# Collected data
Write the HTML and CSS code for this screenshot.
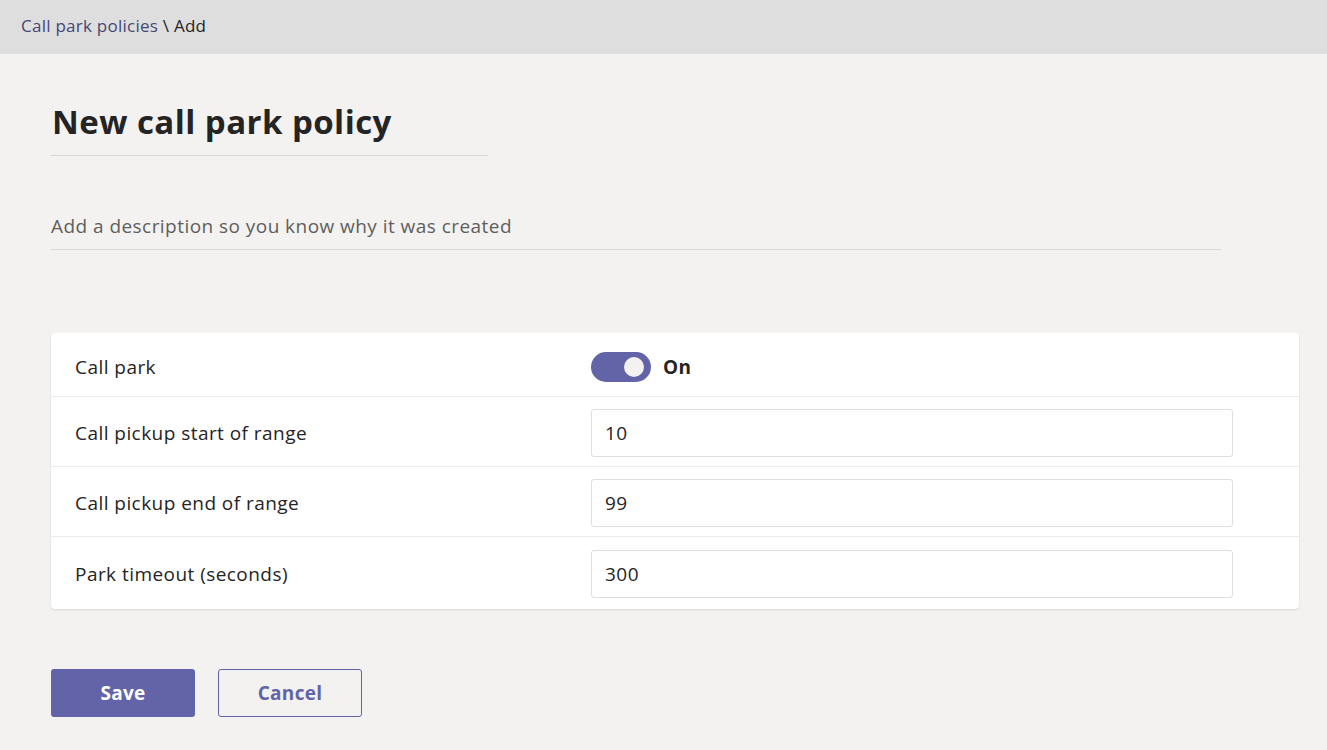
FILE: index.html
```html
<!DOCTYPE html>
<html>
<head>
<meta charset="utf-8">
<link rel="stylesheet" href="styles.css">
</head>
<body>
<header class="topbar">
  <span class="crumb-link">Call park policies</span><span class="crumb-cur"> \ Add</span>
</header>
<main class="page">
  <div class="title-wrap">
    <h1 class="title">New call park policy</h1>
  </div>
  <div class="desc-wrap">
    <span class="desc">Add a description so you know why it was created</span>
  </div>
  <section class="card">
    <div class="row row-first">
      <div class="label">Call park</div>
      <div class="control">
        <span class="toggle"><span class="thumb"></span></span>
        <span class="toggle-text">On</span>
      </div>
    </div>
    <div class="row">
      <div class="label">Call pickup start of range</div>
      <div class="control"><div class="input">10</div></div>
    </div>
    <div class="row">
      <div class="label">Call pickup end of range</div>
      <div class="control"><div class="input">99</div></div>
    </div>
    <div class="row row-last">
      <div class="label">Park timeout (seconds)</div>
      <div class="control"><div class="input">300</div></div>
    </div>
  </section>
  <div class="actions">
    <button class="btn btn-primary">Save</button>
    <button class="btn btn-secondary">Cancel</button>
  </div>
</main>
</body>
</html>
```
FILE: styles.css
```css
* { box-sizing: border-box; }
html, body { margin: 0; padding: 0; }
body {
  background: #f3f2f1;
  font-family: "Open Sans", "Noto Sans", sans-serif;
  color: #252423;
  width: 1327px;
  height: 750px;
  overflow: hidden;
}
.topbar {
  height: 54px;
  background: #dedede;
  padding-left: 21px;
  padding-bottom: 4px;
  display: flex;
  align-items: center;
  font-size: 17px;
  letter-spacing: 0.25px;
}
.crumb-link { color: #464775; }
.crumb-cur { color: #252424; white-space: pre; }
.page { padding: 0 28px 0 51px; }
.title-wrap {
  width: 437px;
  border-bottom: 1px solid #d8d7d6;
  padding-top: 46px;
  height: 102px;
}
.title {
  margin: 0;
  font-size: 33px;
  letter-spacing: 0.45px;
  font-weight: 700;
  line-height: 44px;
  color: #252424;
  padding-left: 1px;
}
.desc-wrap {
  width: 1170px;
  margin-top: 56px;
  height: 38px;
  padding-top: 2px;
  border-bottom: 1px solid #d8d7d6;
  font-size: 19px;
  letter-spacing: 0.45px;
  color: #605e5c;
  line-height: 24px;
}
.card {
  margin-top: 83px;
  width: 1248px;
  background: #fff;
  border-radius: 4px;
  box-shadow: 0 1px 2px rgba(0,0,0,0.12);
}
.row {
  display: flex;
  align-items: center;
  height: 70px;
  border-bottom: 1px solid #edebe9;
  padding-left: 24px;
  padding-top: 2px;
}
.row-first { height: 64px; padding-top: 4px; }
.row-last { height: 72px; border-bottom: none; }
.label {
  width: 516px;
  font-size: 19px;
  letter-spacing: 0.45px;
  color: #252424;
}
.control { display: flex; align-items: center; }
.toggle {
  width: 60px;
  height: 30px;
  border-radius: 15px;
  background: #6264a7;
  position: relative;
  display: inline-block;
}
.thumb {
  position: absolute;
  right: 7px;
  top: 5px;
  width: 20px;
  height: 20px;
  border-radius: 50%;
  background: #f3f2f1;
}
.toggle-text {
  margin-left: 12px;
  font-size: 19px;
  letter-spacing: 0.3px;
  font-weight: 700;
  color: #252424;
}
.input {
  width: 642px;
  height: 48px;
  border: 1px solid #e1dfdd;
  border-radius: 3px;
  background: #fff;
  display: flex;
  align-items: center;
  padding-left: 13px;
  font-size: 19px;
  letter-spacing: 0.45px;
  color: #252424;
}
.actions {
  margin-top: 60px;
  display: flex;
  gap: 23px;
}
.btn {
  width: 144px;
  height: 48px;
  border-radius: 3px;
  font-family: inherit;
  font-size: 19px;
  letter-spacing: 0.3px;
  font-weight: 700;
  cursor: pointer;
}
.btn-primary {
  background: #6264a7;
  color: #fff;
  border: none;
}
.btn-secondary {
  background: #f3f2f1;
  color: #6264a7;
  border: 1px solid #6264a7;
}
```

# Task description
Leaving the pictures aside, transcribe the entire listing exactly.

# Full answer
Write the HTML and CSS code for this screenshot.
FILE: index.html
```html
<!DOCTYPE html>
<html>
<head>
<meta charset="utf-8">
<link rel="stylesheet" href="styles.css">
</head>
<body>
<header class="topbar">
  <span class="crumb-link">Call park policies</span><span class="crumb-cur"> \ Add</span>
</header>
<main class="page">
  <div class="title-wrap">
    <h1 class="title">New call park policy</h1>
  </div>
  <div class="desc-wrap">
    <span class="desc">Add a description so you know why it was created</span>
  </div>
  <section class="card">
    <div class="row row-first">
      <div class="label">Call park</div>
      <div class="control">
        <span class="toggle"><span class="thumb"></span></span>
        <span class="toggle-text">On</span>
      </div>
    </div>
    <div class="row">
      <div class="label">Call pickup start of range</div>
      <div class="control"><div class="input">10</div></div>
    </div>
    <div class="row">
      <div class="label">Call pickup end of range</div>
      <div class="control"><div class="input">99</div></div>
    </div>
    <div class="row row-last">
      <div class="label">Park timeout (seconds)</div>
      <div class="control"><div class="input">300</div></div>
    </div>
  </section>
  <div class="actions">
    <button class="btn btn-primary">Save</button>
    <button class="btn btn-secondary">Cancel</button>
  </div>
</main>
</body>
</html>
```
FILE: styles.css
```css
* { box-sizing: border-box; }
html, body { margin: 0; padding: 0; }
body {
  background: #f3f2f1;
  font-family: "Open Sans", "Noto Sans", sans-serif;
  color: #252423;
  width: 1327px;
  height: 750px;
  overflow: hidden;
}
.topbar {
  height: 54px;
  background: #dedede;
  padding-left: 21px;
  padding-bottom: 4px;
  display: flex;
  align-items: center;
  font-size: 17px;
  letter-spacing: 0.25px;
}
.crumb-link { color: #464775; }
.crumb-cur { color: #252424; white-space: pre; }
.page { padding: 0 28px 0 51px; }
.title-wrap {
  width: 437px;
  border-bottom: 1px solid #d8d7d6;
  padding-top: 46px;
  height: 102px;
}
.title {
  margin: 0;
  font-size: 33px;
  letter-spacing: 0.45px;
  font-weight: 700;
  line-height: 44px;
  color: #252424;
  padding-left: 1px;
}
.desc-wrap {
  width: 1170px;
  margin-top: 56px;
  height: 38px;
  padding-top: 2px;
  border-bottom: 1px solid #d8d7d6;
  font-size: 19px;
  letter-spacing: 0.45px;
  color: #605e5c;
  line-height: 24px;
}
.card {
  margin-top: 83px;
  width: 1248px;
  background: #fff;
  border-radius: 4px;
  box-shadow: 0 1px 2px rgba(0,0,0,0.12);
}
.row {
  display: flex;
  align-items: center;
  height: 70px;
  border-bottom: 1px solid #edebe9;
  padding-left: 24px;
  padding-top: 2px;
}
.row-first { height: 64px; padding-top: 4px; }
.row-last { height: 72px; border-bottom: none; }
.label {
  width: 516px;
  font-size: 19px;
  letter-spacing: 0.45px;
  color: #252424;
}
.control { display: flex; align-items: center; }
.toggle {
  width: 60px;
  height: 30px;
  border-radius: 15px;
  background: #6264a7;
  position: relative;
  display: inline-block;
}
.thumb {
  position: absolute;
  right: 7px;
  top: 5px;
  width: 20px;
  height: 20px;
  border-radius: 50%;
  background: #f3f2f1;
}
.toggle-text {
  margin-left: 12px;
  font-size: 19px;
  letter-spacing: 0.3px;
  font-weight: 700;
  color: #252424;
}
.input {
  width: 642px;
  height: 48px;
  border: 1px solid #e1dfdd;
  border-radius: 3px;
  background: #fff;
  display: flex;
  align-items: center;
  padding-left: 13px;
  font-size: 19px;
  letter-spacing: 0.45px;
  color: #252424;
}
.actions {
  margin-top: 60px;
  display: flex;
  gap: 23px;
}
.btn {
  width: 144px;
  height: 48px;
  border-radius: 3px;
  font-family: inherit;
  font-size: 19px;
  letter-spacing: 0.3px;
  font-weight: 700;
  cursor: pointer;
}
.btn-primary {
  background: #6264a7;
  color: #fff;
  border: none;
}
.btn-secondary {
  background: #f3f2f1;
  color: #6264a7;
  border: 1px solid #6264a7;
}
```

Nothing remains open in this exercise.